Segundo dados da ONU, em um documento elaborado pelo Programa das Nações Unidas para o Meio Ambiente (PNUMA) e pela Convenção-Quadro das Nações Unidas sobre a Mudança do Clima (UNFCCC) e que foi apresentado durante a COP26, realizada em novembro de 2021, atualmente a moda é responsável por entre 2% a 8% das emissões de gás carbônico, e é notável que a produção de peças de vestuário dobrou durante os 15 primeiros anos do século XXI. Uma prova dos ciclos cada vez menores de tendências é o dado que mostra que o número de vezes em que uma peça é usada antes de ser descartada diminuiu em 36% durante esse mesmo período de 15 anos. A ONU acredita que esse impacto é tão grande que se esses números forem mantidos o setor não deverá cumprir as metas de redução de emissões pela metade até 2030, enquanto é preocupante o cenário das montanhas de roupas descartadas no Atacama que se concretiza enquanto reflexo dessa realidade.

Referências:
Na COP26, mais de 130 empresas de moda prometem reduzir emissões de CO2. Disponível em: https://news.un.org/pt/story/2021/11/1769992. Acesso em: 1 dez. 2021.

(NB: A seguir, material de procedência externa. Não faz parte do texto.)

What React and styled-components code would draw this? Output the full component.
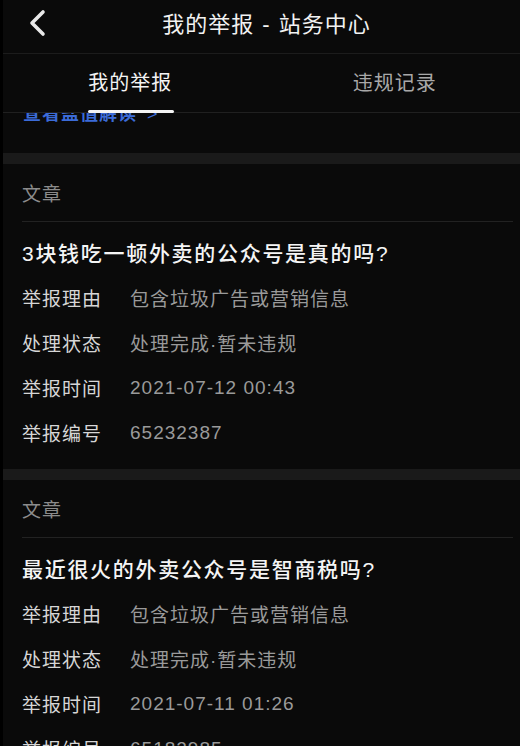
import styled, { createGlobalStyle } from "styled-components";

const GlobalStyle = createGlobalStyle`
  html, body {
    margin: 0;
    padding: 0;
    background: #000;
  }
  * { box-sizing: border-box; }
`;

const reports = [
  {
    type: "文章",
    title: "3块钱吃一顿外卖的公众号是真的吗?",
    reason: "包含垃圾广告或营销信息",
    status: "处理完成·暂未违规",
    time: "2021-07-12 00:43",
    id: "65232387",
  },
  {
    type: "文章",
    title: "最近很火的外卖公众号是智商税吗?",
    reason: "包含垃圾广告或营销信息",
    status: "处理完成·暂未违规",
    time: "2021-07-11 01:26",
    id: "65182985",
  },
];

export default function App() {
  return (
    <>
      <GlobalStyle />
      <Page>
        <Header>
          <Back aria-label="back">
            <svg width="20" height="28" viewBox="0 0 20 28">
              <path d="M16 3 L5 14 L16 25" fill="none" stroke="#e8e8e8" strokeWidth="3.6" strokeLinecap="round" strokeLinejoin="round" />
            </svg>
          </Back>
          <HeaderTitle>我的举报 - 站务中心</HeaderTitle>
        </Header>
        <Tabs>
          <Tab $active>我的举报</Tab>
          <Tab>违规记录</Tab>
        </Tabs>
        <Hint>
          <HintText>查看盐值解读<Arrow>&gt;</Arrow></HintText>
        </Hint>
        {reports.map((r) => (
          <Section key={r.id}>
            <Band />
            <Card>
              <Category>{r.type}</Category>
              <Body>
                <Title>{r.title}</Title>
                <Row><Label>举报理由</Label><Value>{r.reason}</Value></Row>
                <Row><Label>处理状态</Label><Value>{r.status}</Value></Row>
                <Row><Label>举报时间</Label><Value>{r.time}</Value></Row>
                <Row><Label>举报编号</Label><Value>{r.id}</Value></Row>
              </Body>
            </Card>
          </Section>
        ))}
      </Page>
    </>
  );
}

const Page = styled.div`
  width: 520px;
  height: 746px;
  overflow: hidden;
  background: #0a0a0a;
  border-left: 3px solid #000;
  font-family: "Liberation Sans", "Noto Sans CJK SC", sans-serif;
  color: #fff;
`;

const Header = styled.div`
  position: relative;
  height: 54px;
  display: flex;
  align-items: center;
  justify-content: center;
  border-bottom: 1px solid #1c1c1c;
`;

const Back = styled.div`
  position: absolute;
  left: 24px;
  top: 9px;
  display: flex;
`;

const HeaderTitle = styled.div`
  font-size: 22px;
  color: #f2f2f2;
  letter-spacing: 1px;
  word-spacing: 1px;
  margin-left: 10px;
  margin-top: -9px;
`;

const Tabs = styled.div`
  position: relative;
  z-index: 1;
  height: 59px;
  display: flex;
  border-bottom: 1px solid #202020;
  background: #0a0a0a;
`;

const Tab = styled.div`
  position: relative;
  flex: 1;
  display: flex;
  align-items: center;
  justify-content: center;
  font-size: 20px;
  letter-spacing: 1px;
  padding-bottom: 4px;
  padding-left: ${(p) => (p.$active ? "2px" : "14px")};
  color: ${(p) => (p.$active ? "#f4f4f4" : "#a8a8a8")};
  &::after {
    content: "";
    display: ${(p) => (p.$active ? "block" : "none")};
    position: absolute;
    bottom: -1px;
    left: 50%;
    transform: translateX(-50%);
    margin-left: 2px;
    width: 86px;
    height: 3px;
    border-radius: 2px;
    background: #f4f4f4;
  }
`;

const Hint = styled.div`
  height: 40px;
  overflow: hidden;
  padding-left: 20px;
`;

const HintText = styled.div`
  margin-top: -12px;
  font-size: 18px;
  line-height: 26px;
  font-weight: 700;
  color: #3b6bd8;
  letter-spacing: 1px;
`;

const Arrow = styled.span`
  font-weight: 400;
  margin-left: 10px;
`;

const Section = styled.div``;

const Band = styled.div`
  height: 11px;
  background: #1a1a1a;
`;

const Card = styled.div`
  padding: 0 7px 14px 19px;
`;

const Category = styled.div`
  height: 58px;
  display: flex;
  align-items: center;
  font-size: 19px;
  letter-spacing: 1px;
  color: #8c8c8c;
  border-bottom: 1px solid #222;
`;

const Body = styled.div`
  padding-top: 8px;
`;

const Title = styled.div`
  height: 45px;
  display: flex;
  align-items: center;
  padding-bottom: 2px;
  font-size: 21px;
  letter-spacing: 1.7px;
  font-weight: 500;
  color: #f5f5f5;
`;

const Row = styled.div`
  height: 45px;
  display: flex;
  align-items: center;
  font-size: 19px;
  letter-spacing: 1px;
`;

const Label = styled.div`
  width: 108px;
  flex-shrink: 0;
  color: #d6d6d6;
`;

const Value = styled.div`
  color: #9a9a9a;
`;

AFP PORTUGUÊS. Atacama vira cemitério tóxico da moda descartável | AFPYouTube, 10 nov. 2021. Disponível em: https://www.youtube.com/watch?v=ZC-StsXkliw. Acesso em: 1 dez. 2021


‌INÍCIO. Coluna | O lixão de roupas no Atacama e o colapso da civilização. Disponível em: https://www.brasildefato.com.br/2021/11/15/o-lixao-de-roupas-no-atacama-e-o-colapso-da-civilizacao. Acesso em: 1 dez. 2021.


‌BENJAMIN, Walter. Passagens. Belo Horizonte: Editora UFMG; São Paulo: Imprensa Oficial do Estado de São Paulo, 2006.


CALDAS, Dario. De trendsetters, modas e mídias: breve ensaio sobre a banalização do conceito de tendência na cultura contemporânea. In: COLÓQUIO BRASIL-FRANÇA DE CIÊNCIAS DA COMUNICAÇÃO E DA INFORMAÇÃO, 7., 2004, Porto Alegre. Anais… São Paulo: Intercom, 2004.